Last weekend I was hanging out with my friends watching the Red Sox. After a group picture was snapped, the conversation turned to Facebook’s $1 billion acquisition of Instagram. My group of friends is comprised of an accountant, a salesman, a job recruiter, a nurse, and a baker. Other than all having once shared a life raft with a priest in an old-timey joke, the only other thing they have in common is no professional reason to have an opinion on Instagram’s true financial value.

“Facebook bought $1 billion worth of location data. They don’t know how to use it now, but they will figure out a way to make it valuable,” said the accountant.

“Facebook has enough data, and I still don’t pay attention to their ‘personlized’ ads,” said the salesmen.

“Yeah but have you noticed that they now try to rope you in by showing you which of your friends ‘like’ which brands?” said the recruiter.

“The only brand I like on Facebook is American Express, because I get deals. Everything else is useless,” said the nurse.

“Anyone else want a sandwich?” said the baker.

Gen Y has become a generation of advertis-ers and advertis-ees. We have developed an Internet savvy and inherent suspicion to both wonder at, and remain skeptical of, the power of advertising. We are fully aware that advertising is what makes our online social lives possible. We also know from personal experience how ineffective it currently is, and have ideas as to how it could be better. This is why Facebook faces an uphill battle in the wake of today’s historic IPO. The company needs to prove to brands that it can be an effective advertising tool, even when its most ardent audiences are intelligent advertisers themselves.

Advertising has become ubiquitous. There is not a space in the sky or street on the ground where you can’t find a logo. In fact, additional advertising space has become so hard to find in the real world, that brands are now turning to the virtual one via augmented reality applications. If Google’s Project Glass becomes popular, consumers will find a brand new world, already rich with advertising, when they first put on the shades.

Advertising powers the Internet. Facebook, Google, Twitter, Zynga, all make their money from advertisers. Apple, Google and Microsoft have all allegedly collected location data without notifying their customers, presumably because it can be used for marketing. These companies are all known as the most innovative, technologically advanced companies in the country. They are seen as a beacon in our still struggling economy, and they all (some more than others) owe their livelihood to advertising.

Facebook acts like a course in advertising 101 for those who use it, whether they recognize this or not. We choose a personal brand image, a more perfect version of ourselves, and then we work daily to broadcast it via Facebook, Twitter, Instagram, a blog, etc. Living in a constantly semi-public universe means that inevitably you become a semi-public brand. Every time you are in conversation that involves the words “de-tagged immediately” or “deleting that post”, you are listening to a case study in brand management and crisis control.

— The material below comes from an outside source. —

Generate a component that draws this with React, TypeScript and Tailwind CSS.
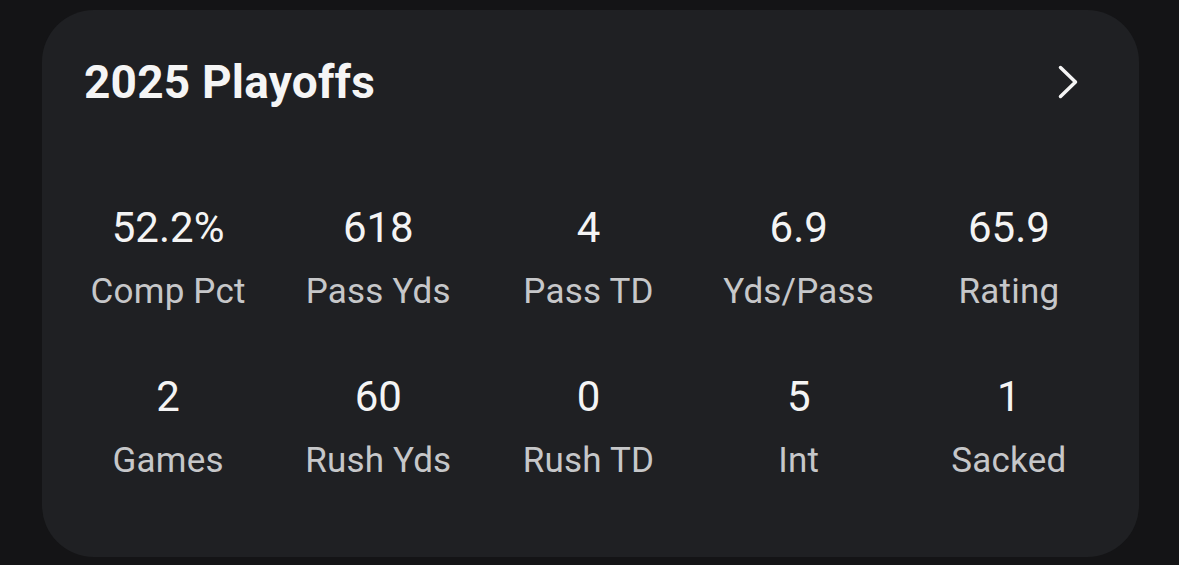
import React from "react";

const stats = [
  { v: "52.2%", l: "Comp Pct" },
  { v: "618", l: "Pass Yds" },
  { v: "4", l: "Pass TD" },
  { v: "6.9", l: "Yds/Pass" },
  { v: "65.9", l: "Rating" },
  { v: "2", l: "Games" },
  { v: "60", l: "Rush Yds" },
  { v: "0", l: "Rush TD" },
  { v: "5", l: "Int" },
  { v: "1", l: "Sacked" },
];

export default function App() {
  return (
    <div
      className="w-[1179px] h-[565px] bg-[#141416] pt-[10px] pl-[42px] overflow-hidden"
      style={{ fontFamily: "Roboto, 'Noto Sans', sans-serif" }}
    >
      <div className="w-[1097px] h-[547px] rounded-[52px] bg-[#1f2023] pt-[45px]">
        <div className="flex items-center justify-between pl-[42px] pr-[61px]">
          <h1 className="text-[46px] leading-[54px] font-bold text-[#f5f5f5] tracking-[0.2px]">
            2025 Playoffs
          </h1>
          <svg width="20" height="34" viewBox="0 0 20 34" fill="none">
            <path
              d="M2.5 2.5 L17.5 17 L2.5 31.5"
              stroke="#f5f5f5"
              strokeWidth="3.5"
              strokeLinecap="round"
              strokeLinejoin="round"
            />
          </svg>
        </div>
        <div className="mt-[95px] pl-[21px] pr-[25px] grid grid-cols-5 gap-y-[60px]">
          {stats.map((s) => (
            <div key={s.l} className="flex flex-col items-center">
              <div className="text-[42px] leading-[48px] font-normal text-[#f4f4f4]">
                {s.v}
              </div>
              <div className="mt-[19px] text-[35px] leading-[42px] tracking-[0.2px] text-[#c6c7c9]">
                {s.l}
              </div>
            </div>
          ))}
        </div>
      </div>
    </div>
  );
}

Advertising has always been an incredibly powerful force. It’s what also powers broadcast television and provides a significant source of revenue for print magazines and newspapers. Yet the difference here is that our lives have become intrinsically woven into the Internet to the point that we become powered by advertising as well. Nowhere is this more apparent than the biggest business story of the year, today’s Facebook IPO. A significant part of our digital social life has been put on the table, and will succeed based on its value to advertisers.

It’s a mad, mad world, run by mad, Mad Men.